[Begin Provided data]

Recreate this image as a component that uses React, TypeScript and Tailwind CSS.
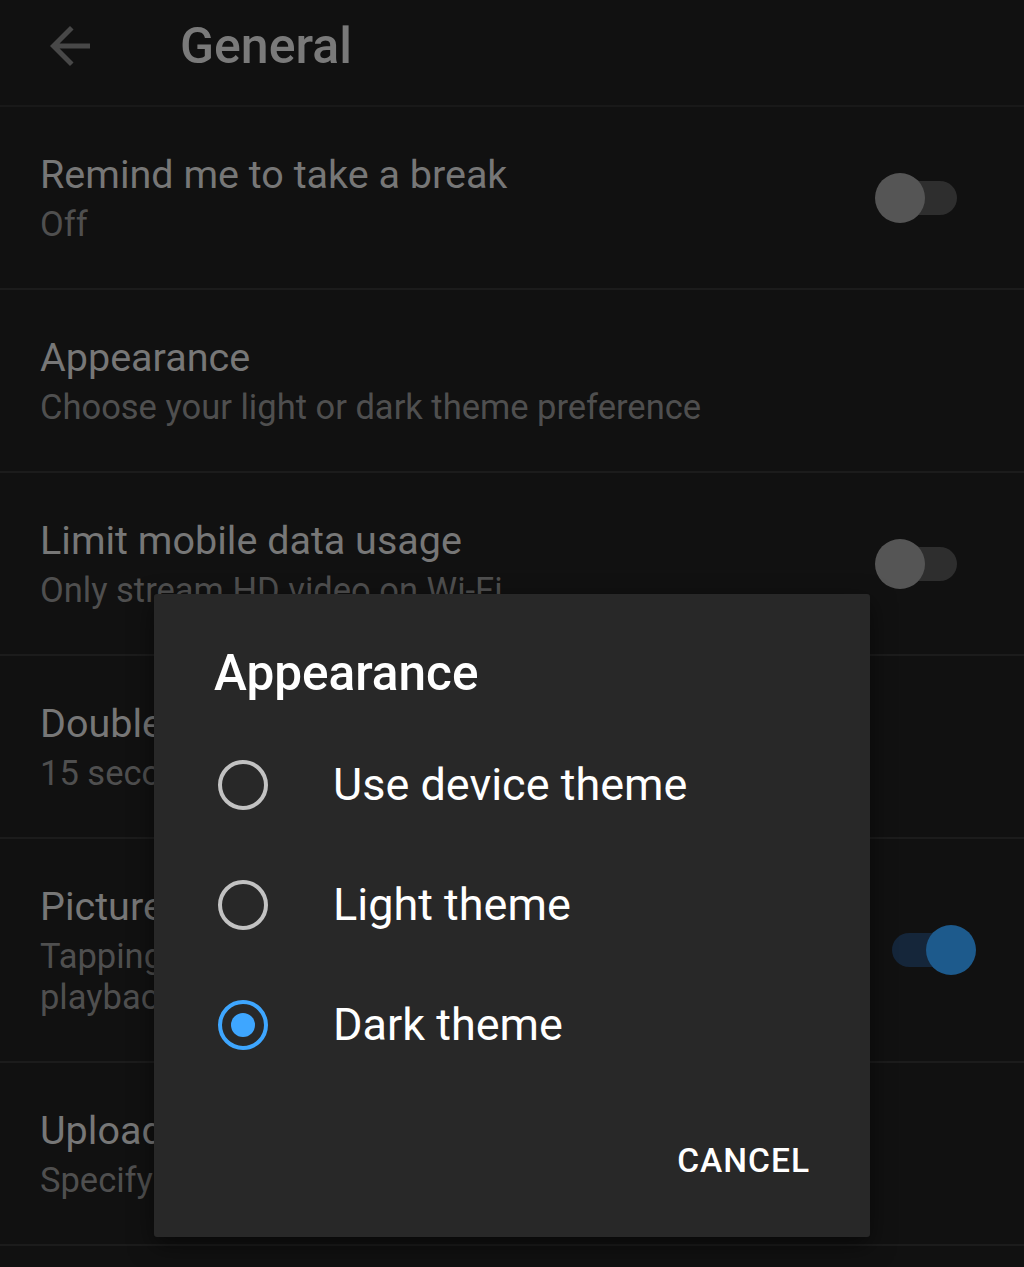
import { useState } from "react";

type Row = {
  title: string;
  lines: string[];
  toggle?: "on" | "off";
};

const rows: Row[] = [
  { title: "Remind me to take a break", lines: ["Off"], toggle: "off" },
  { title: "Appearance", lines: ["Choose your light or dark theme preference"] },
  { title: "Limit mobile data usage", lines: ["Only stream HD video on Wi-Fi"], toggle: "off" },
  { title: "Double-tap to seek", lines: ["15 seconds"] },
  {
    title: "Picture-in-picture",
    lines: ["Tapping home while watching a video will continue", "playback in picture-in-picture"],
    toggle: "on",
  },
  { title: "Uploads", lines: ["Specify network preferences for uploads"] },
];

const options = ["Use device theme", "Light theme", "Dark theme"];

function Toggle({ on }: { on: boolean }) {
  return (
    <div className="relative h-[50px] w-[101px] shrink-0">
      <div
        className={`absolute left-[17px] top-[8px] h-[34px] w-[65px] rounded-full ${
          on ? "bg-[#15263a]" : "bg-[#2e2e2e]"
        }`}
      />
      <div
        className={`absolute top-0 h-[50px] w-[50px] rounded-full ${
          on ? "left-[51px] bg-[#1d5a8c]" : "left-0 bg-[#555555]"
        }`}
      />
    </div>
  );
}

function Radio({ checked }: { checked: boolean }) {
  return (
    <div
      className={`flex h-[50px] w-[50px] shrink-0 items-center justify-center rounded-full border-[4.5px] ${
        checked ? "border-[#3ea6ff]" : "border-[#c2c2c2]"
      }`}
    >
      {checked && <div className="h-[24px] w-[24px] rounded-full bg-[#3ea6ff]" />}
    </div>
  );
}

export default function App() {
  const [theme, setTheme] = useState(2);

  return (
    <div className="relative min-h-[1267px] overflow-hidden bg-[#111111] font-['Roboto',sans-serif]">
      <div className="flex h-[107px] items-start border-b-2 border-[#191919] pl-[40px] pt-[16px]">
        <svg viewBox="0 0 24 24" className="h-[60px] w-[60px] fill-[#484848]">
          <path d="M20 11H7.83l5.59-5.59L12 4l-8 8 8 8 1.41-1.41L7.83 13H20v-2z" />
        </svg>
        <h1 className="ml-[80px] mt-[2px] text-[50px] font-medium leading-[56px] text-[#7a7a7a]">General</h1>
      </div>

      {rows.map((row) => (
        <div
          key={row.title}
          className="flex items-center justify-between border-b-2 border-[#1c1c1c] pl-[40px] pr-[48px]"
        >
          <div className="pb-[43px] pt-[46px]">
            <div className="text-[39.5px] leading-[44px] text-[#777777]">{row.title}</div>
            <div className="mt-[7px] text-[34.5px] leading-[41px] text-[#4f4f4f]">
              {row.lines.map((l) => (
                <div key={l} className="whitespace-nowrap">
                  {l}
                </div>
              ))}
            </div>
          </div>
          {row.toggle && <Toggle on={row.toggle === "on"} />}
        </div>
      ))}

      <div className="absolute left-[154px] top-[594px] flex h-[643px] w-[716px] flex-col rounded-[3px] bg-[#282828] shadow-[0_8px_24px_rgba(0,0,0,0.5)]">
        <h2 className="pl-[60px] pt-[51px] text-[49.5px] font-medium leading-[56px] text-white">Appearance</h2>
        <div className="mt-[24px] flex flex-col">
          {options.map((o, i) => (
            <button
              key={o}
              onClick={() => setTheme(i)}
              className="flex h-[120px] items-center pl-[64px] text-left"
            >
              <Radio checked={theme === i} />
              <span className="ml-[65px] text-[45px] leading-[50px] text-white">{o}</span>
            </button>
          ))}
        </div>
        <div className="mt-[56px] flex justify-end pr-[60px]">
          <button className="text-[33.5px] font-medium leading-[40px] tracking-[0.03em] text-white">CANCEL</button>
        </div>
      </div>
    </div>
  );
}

[End Provided data]

Copy the listing over exactly, skipping the pictures it holds.

**Reply**
Recreate this image as a component that uses React, TypeScript and Tailwind CSS.
import { useState } from "react";

type Row = {
  title: string;
  lines: string[];
  toggle?: "on" | "off";
};

const rows: Row[] = [
  { title: "Remind me to take a break", lines: ["Off"], toggle: "off" },
  { title: "Appearance", lines: ["Choose your light or dark theme preference"] },
  { title: "Limit mobile data usage", lines: ["Only stream HD video on Wi-Fi"], toggle: "off" },
  { title: "Double-tap to seek", lines: ["15 seconds"] },
  {
    title: "Picture-in-picture",
    lines: ["Tapping home while watching a video will continue", "playback in picture-in-picture"],
    toggle: "on",
  },
  { title: "Uploads", lines: ["Specify network preferences for uploads"] },
];

const options = ["Use device theme", "Light theme", "Dark theme"];

function Toggle({ on }: { on: boolean }) {
  return (
    <div className="relative h-[50px] w-[101px] shrink-0">
      <div
        className={`absolute left-[17px] top-[8px] h-[34px] w-[65px] rounded-full ${
          on ? "bg-[#15263a]" : "bg-[#2e2e2e]"
        }`}
      />
      <div
        className={`absolute top-0 h-[50px] w-[50px] rounded-full ${
          on ? "left-[51px] bg-[#1d5a8c]" : "left-0 bg-[#555555]"
        }`}
      />
    </div>
  );
}

function Radio({ checked }: { checked: boolean }) {
  return (
    <div
      className={`flex h-[50px] w-[50px] shrink-0 items-center justify-center rounded-full border-[4.5px] ${
        checked ? "border-[#3ea6ff]" : "border-[#c2c2c2]"
      }`}
    >
      {checked && <div className="h-[24px] w-[24px] rounded-full bg-[#3ea6ff]" />}
    </div>
  );
}

export default function App() {
  const [theme, setTheme] = useState(2);

  return (
    <div className="relative min-h-[1267px] overflow-hidden bg-[#111111] font-['Roboto',sans-serif]">
      <div className="flex h-[107px] items-start border-b-2 border-[#191919] pl-[40px] pt-[16px]">
        <svg viewBox="0 0 24 24" className="h-[60px] w-[60px] fill-[#484848]">
          <path d="M20 11H7.83l5.59-5.59L12 4l-8 8 8 8 1.41-1.41L7.83 13H20v-2z" />
        </svg>
        <h1 className="ml-[80px] mt-[2px] text-[50px] font-medium leading-[56px] text-[#7a7a7a]">General</h1>
      </div>

      {rows.map((row) => (
        <div
          key={row.title}
          className="flex items-center justify-between border-b-2 border-[#1c1c1c] pl-[40px] pr-[48px]"
        >
          <div className="pb-[43px] pt-[46px]">
            <div className="text-[39.5px] leading-[44px] text-[#777777]">{row.title}</div>
            <div className="mt-[7px] text-[34.5px] leading-[41px] text-[#4f4f4f]">
              {row.lines.map((l) => (
                <div key={l} className="whitespace-nowrap">
                  {l}
                </div>
              ))}
            </div>
          </div>
          {row.toggle && <Toggle on={row.toggle === "on"} />}
        </div>
      ))}

      <div className="absolute left-[154px] top-[594px] flex h-[643px] w-[716px] flex-col rounded-[3px] bg-[#282828] shadow-[0_8px_24px_rgba(0,0,0,0.5)]">
        <h2 className="pl-[60px] pt-[51px] text-[49.5px] font-medium leading-[56px] text-white">Appearance</h2>
        <div className="mt-[24px] flex flex-col">
          {options.map((o, i) => (
            <button
              key={o}
              onClick={() => setTheme(i)}
              className="flex h-[120px] items-center pl-[64px] text-left"
            >
              <Radio checked={theme === i} />
              <span className="ml-[65px] text-[45px] leading-[50px] text-white">{o}</span>
            </button>
          ))}
        </div>
        <div className="mt-[56px] flex justify-end pr-[60px]">
          <button className="text-[33.5px] font-medium leading-[40px] tracking-[0.03em] text-white">CANCEL</button>
        </div>
      </div>
    </div>
  );
}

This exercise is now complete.